Partner organizations at the GAC meeting expressed concern about the lack of access to HIV testing for TB patients in some regions, and encouraged the Secretariat to work with partners and other stakeholders to reverse this trend. The GAC said that considering the financial constraints, there will be only a gradual undertaking of HIV testing of TB patients in hard-to-reach areas in collaboration with the government.
The PRs for the malaria grants are the Ministry of Health (MOH), Population Services International (PSI), and Soins de Santé Primaires en Milieu Rural (SANRU). These three PRs are managing the DRC’s current malaria grants.
The GAC said the DRC has made significant programmatic progress, including achieving universal LLIN (long-lasting insecticidal net) coverage during the 2014-2016 allocation period.

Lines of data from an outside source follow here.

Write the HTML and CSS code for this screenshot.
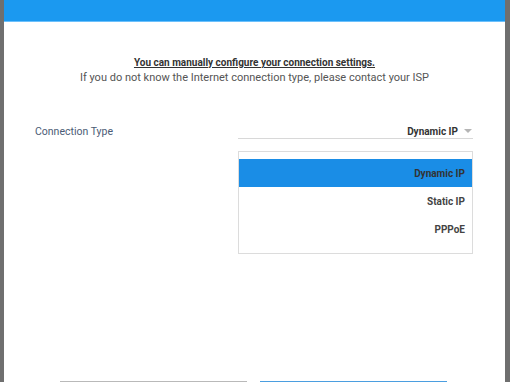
FILE: index.html
```html
<!DOCTYPE html>
<html lang="en">

<head>
    <meta charset="UTF-8">
    <meta name="viewport" content="width=device-width, initial-scale=1.0">
    <title>Connection Settings</title>
    <link rel="stylesheet" href="styles.css">
</head>

<body>
    <div class="dialog">
        <!-- Header bar -->
        <div class="dialog-header"></div>

        <div class="dialog-body">
            <p class="intro-title">You can manually configure your connection settings.</p>
            <p class="intro-text">If you do not know the Internet connection type, please contact your ISP</p>

            <div class="form-row">
                <label class="form-label">Connection Type</label>
                <div class="select-wrap">
                    <div class="select">
                        <span class="select-value">Dynamic IP</span>
                        <span class="select-arrow"></span>
                    </div>
                    <!-- Open dropdown -->
                    <ul class="dropdown">
                        <li class="active">Dynamic IP</li>
                        <li>Static IP</li>
                        <li>PPPoE</li>
                    </ul>
                </div>
            </div>
        </div>

        <!-- Buttons sit just below the visible area -->
        <div class="dialog-actions">
            <div class="btn cancel"></div>
            <div class="btn save"></div>
        </div>
    </div>
</body>

</html>
```

FILE: styles.css
```css
body {
    font-family: Roboto, 'Liberation Sans', sans-serif;
    margin: 0;
    padding: 0;
    background-color: #6f6f6f;
    overflow: hidden;
}

.dialog {
    margin: 0 5px 0 4px;
    height: 382px;
    overflow: hidden;
    background-color: #ffffff;
    display: flex;
    flex-direction: column;
}

.dialog-header {
    height: 21px;
    flex-shrink: 0;
    background-color: #1b99f0;
    border-bottom: 1px solid #6cc0fb;
}

.dialog-body {
    flex: 1;
    padding-top: 34px;
}

.intro-title {
    margin: 0;
    text-align: center;
    font-size: 10px;
    font-weight: bold;
    color: #333;
    text-decoration: underline;
    line-height: 14px;
}

.intro-text {
    margin: 1px 0 0;
    text-align: center;
    font-size: 11px;
    color: #555;
    line-height: 14px;
}

.form-row {
    display: flex;
    margin-top: 38px;
    padding: 0 32px 0 31px;
}

.form-label {
    width: 203px;
    font-size: 10.5px;
    color: #4b5b75;
    line-height: 14px;
    padding-top: 2px;
}

.select-wrap {
    flex: 1;
}

.select {
    display: flex;
    justify-content: flex-end;
    align-items: center;
    gap: 6px;
    height: 15px;
    border-bottom: 1px solid #d8d8d8;
    padding-right: 1px;
}

.select-value {
    font-size: 10px;
    font-weight: bold;
    color: #333;
    padding-top: 1px;
}

.select-arrow {
    width: 0;
    height: 0;
    border-left: 4px solid transparent;
    border-right: 4px solid transparent;
    border-top: 4px solid #b5b5b5;
}

.dropdown {
    list-style: none;
    margin: 12px 0 0;
    padding: 7px 0 10px;
    border: 1px solid #dcdcdc;
}

.dropdown li {
    height: 28px;
    line-height: 29px;
    text-align: right;
    padding-right: 7px;
    font-size: 10px;
    font-weight: bold;
    color: #444;
}

.dropdown li.active {
    background-color: #1a8de6;
    color: #333;
}

.dialog-actions {
    display: flex;
    flex-shrink: 0;
    gap: 13px;
    padding-left: 56px;
    height: 1px;
}

.btn {
    width: 187px;
    height: 1px;
}

.btn.cancel {
    background-color: #b9b9b9;
}

.btn.save {
    background-color: #4b9ee0;
}
```
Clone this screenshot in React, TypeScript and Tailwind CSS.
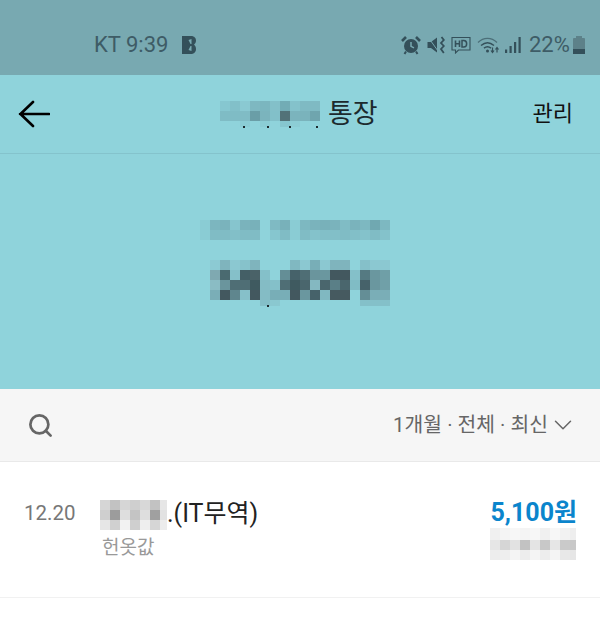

The new grant will build on the results achieved by focusing on high-impact interventions such as: (a) prevention through the mass distribution of LLINs, maintaining a rolling three-year distribution cycle complemented with routine distribution; (b) ensuring availability of malaria commodities at all health structures, and further scaling up diagnosis and treatment at the community level; and (c) reinforcing surveillance through further investment in health information and infectious disease surveillance systems.
The GAC expressed concern about a gap of funding for 20.9 million LLINs for a 2020 mass campaign in eight provinces. It said that the gap may threaten coverage achieved in the 2014-2016 allocation period. The GAC encouraged partners to work with the Government of the DRC to mobilize additional investments to close the funding gap. A provision in the grant agreement allows for the reprogramming of funds towards additional distribution costs, should LLIN funding become available from other sources.
The SANRU malaria budget includes $10 million to support a performance-based funding (PBF) program. The current grant ending 31 December 2017 supports an investment in a joint PBF project with the World Bank which is aimed at improving utilization and quality of maternal, newborn and child health (MNCH) services delivery and governance – as well as strengthening health administration directorates and health policy capacities. The $10 million may be used for a possible launch of the PBF program in the province of Kongo Central, to be co-financed with domestic funds or by renewing the current partnership with the World Bank. An assessment of the World Bank PBF project is planned in the first quarter of 2018.
Additional funding of the PBF program by the Global Fund, in partnership with the World Bank, is subject to approval by the Board – or, alternatively, putting in place implementation arrangements which provide the Office of the Inspector General (OIG) with the access and audit rights necessary to fulfil its mandate. This was a sticking point when in May 2017 the Board authorized the Secretariat to enter into an Administration Agreement with the World Bank regarding the PBF program. The agreement was required to allow the Fund to make a $10.5 million investment to co-finance PBF payments. In (reluctantly) authorizing the Secretariat to sign the agreement, the Board was essentially accepting that the OIG would not have right of access to the project’s books, records, personnel or sites. (See GFO article.)